Your comment just reinforces my bafflement and my impression that people
subject themselves to checked baggage because they've simply never bothered to
look into the alternative. I'm sure there are many people for whom checking a
bag works out fine, but the bafflement comes from the many people (including
some I know personally) who hate the hassle but haven't gotten around to
trying carry-on-only travel.

[1] It's the New Yorker tote bag, in case anyone is familiar with the
dimensions

------
whiddershins
You know what I think is weird about all this discussion?

Boarding and deplaning really don’t take that long, most of the time.

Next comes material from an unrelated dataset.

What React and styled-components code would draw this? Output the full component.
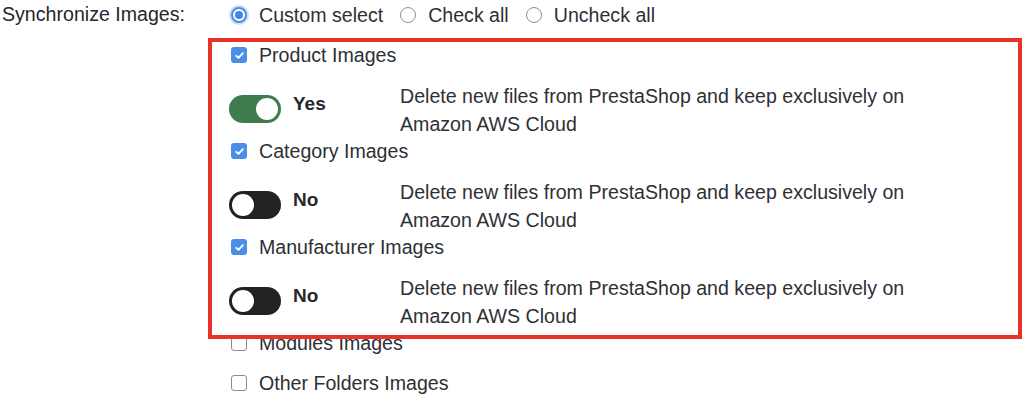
import styled, { createGlobalStyle } from "styled-components";

const GlobalStyle = createGlobalStyle`
  body {
    margin: 0;
    background: #ffffff;
    font-family: "Liberation Sans", Arial, sans-serif;
  }
`;

// Page
const Page = styled.div`
  position: relative;
  display: grid;
  grid-template-columns: 231px 1fr;
  padding-top: 1px;
  height: 399px;
  overflow: hidden;
  font-size: 19.6px;
  color: #2e3035;
`;

// Label
const Label = styled.div`
  padding-left: 2px;
  line-height: 26px;
  color: #25272c;
`;

// Options
const Options = styled.div`
  display: flex;
  flex-direction: column;
`;

const RadioRow = styled.div`
  display: flex;
  align-items: center;
  height: 28px;
  margin-bottom: 12px;
`;

const RadioOption = styled.label`
  display: flex;
  align-items: center;
  gap: 12px;
  margin-right: 17px;
`;

const Radio = styled.span`
  position: relative;
  box-sizing: border-box;
  width: 16px;
  height: 16px;
  border-radius: 50%;
  border: ${(p) => (p.$checked ? "2px solid #4a8ee6" : "1px solid #8f8f8f")};
  box-shadow: ${(p) => (p.$checked ? "0 0 0 2px #c9def8" : "none")};
  background: #fff;

  &::after {
    content: "";
    display: ${(p) => (p.$checked ? "block" : "none")};
    position: absolute;
    top: 2px;
    left: 2px;
    width: 8px;
    height: 8px;
    border-radius: 50%;
    background: #3f86e4;
  }
`;

const CheckRow = styled.label`
  display: flex;
  align-items: center;
  gap: 12px;
  height: 28px;
  margin-bottom: 12px;
`;

const Box = styled.span`
  box-sizing: border-box;
  display: flex;
  align-items: center;
  justify-content: center;
  width: 16px;
  height: 16px;
  border-radius: 3px;
  border: ${(p) => (p.$checked ? "none" : "1.5px solid #8a8a8a")};
  background: ${(p) => (p.$checked ? "#4a8ee8" : "#fff")};
`;

// margin-top collapses with the checkbox row's 12px, so 13px gives 13px
const ToggleRow = styled.div`
  display: flex;
  align-items: flex-start;
  margin: 13px 0 -1px;
`;

const Switch = styled.span`
  position: relative;
  flex-shrink: 0;
  width: 52px;
  height: 28px;
  margin: 13px 0 0 -2px;
  border-radius: 14px;
  background: ${(p) => (p.$on ? "#3e7b4d" : "#222222")};

  &::after {
    content: "";
    position: absolute;
    top: 3px;
    left: ${(p) => (p.$on ? "27px" : "3px")};
    width: 22px;
    height: 22px;
    border-radius: 50%;
    background: #ffffff;
  }
`;

const State = styled.span`
  width: 107px;
  margin: 8px 0 0 12px;
  line-height: 28px;
  font-weight: 700;
  font-size: 19px;
  color: #26282d;
`;

const Desc = styled.p`
  margin: 0;
  max-width: 540px;
  line-height: 28px;
`;

// red annotation frame lying over the list
const Highlight = styled.div`
  position: absolute;
  left: 208px;
  top: 38px;
  width: 814px;
  height: 301px;
  box-sizing: border-box;
  border: 4px solid #e8332a;
  pointer-events: none;
`;

const Tick = () => (
  <svg width="11" height="11" viewBox="0 0 12 12">
    <path d="M2.5 6.3l2.4 2.4 4.8-5.2" fill="none" stroke="#fff" strokeWidth="2" strokeLinecap="round" strokeLinejoin="round" />
  </svg>
);

const Check = ({ checked, children }) => (
  <CheckRow>
    <Box $checked={checked}>{checked && <Tick />}</Box>
    {children}
  </CheckRow>
);

const Toggle = ({ on }) => (
  <ToggleRow>
    <Switch $on={on} />
    <State>{on ? "Yes" : "No"}</State>
    <Desc>Delete new files from PrestaShop and keep exclusively on Amazon AWS Cloud</Desc>
  </ToggleRow>
);

const groups = [
  { name: "Product Images", checked: true, toggle: true },
  { name: "Category Images", checked: true, toggle: false },
  { name: "Manufacturer Images", checked: true, toggle: false },
  { name: "Modules Images", checked: false },
  { name: "Other Folders Images", checked: false },
];

export default function App() {
  return (
    <>
      <GlobalStyle />
      <Page>
        <Label>Synchronize Images:</Label>
        <Options>
          <RadioRow>
            <RadioOption><Radio $checked />Custom select</RadioOption>
            <RadioOption><Radio />Check all</RadioOption>
            <RadioOption><Radio />Uncheck all</RadioOption>
          </RadioRow>
          {groups.map((g) => (
            <div key={g.name}>
              <Check checked={g.checked}>{g.name}</Check>
              {g.toggle !== undefined && <Toggle on={g.toggle} />}
            </div>
          ))}
        </Options>
        <Highlight />
      </Page>
    </>
  );
}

Think 15 or 20 minutes max.

It’s one of those things where it feels incredibly long and arduous. It feels
interminable. But that has something (IMO) more to do with the psychological
experience of flying.

The actual time cost is fairly small, especially compared to so many other
wastes of your time when flying (getting to the airport on crowded roads,
requirements to arrive early, arriving early because of fear of security
taking a long time, getting through security, requirements to get to the gate
early, sitting in the plane at the gate, sitting on the plane waiting to take
off, sitting on the plane on the other end, possibly being on a shuttle bus
connecting plane to gate, waiting for luggage, waiting for cab or shuttle or
rental car ...) not to mention the time of the actual flight.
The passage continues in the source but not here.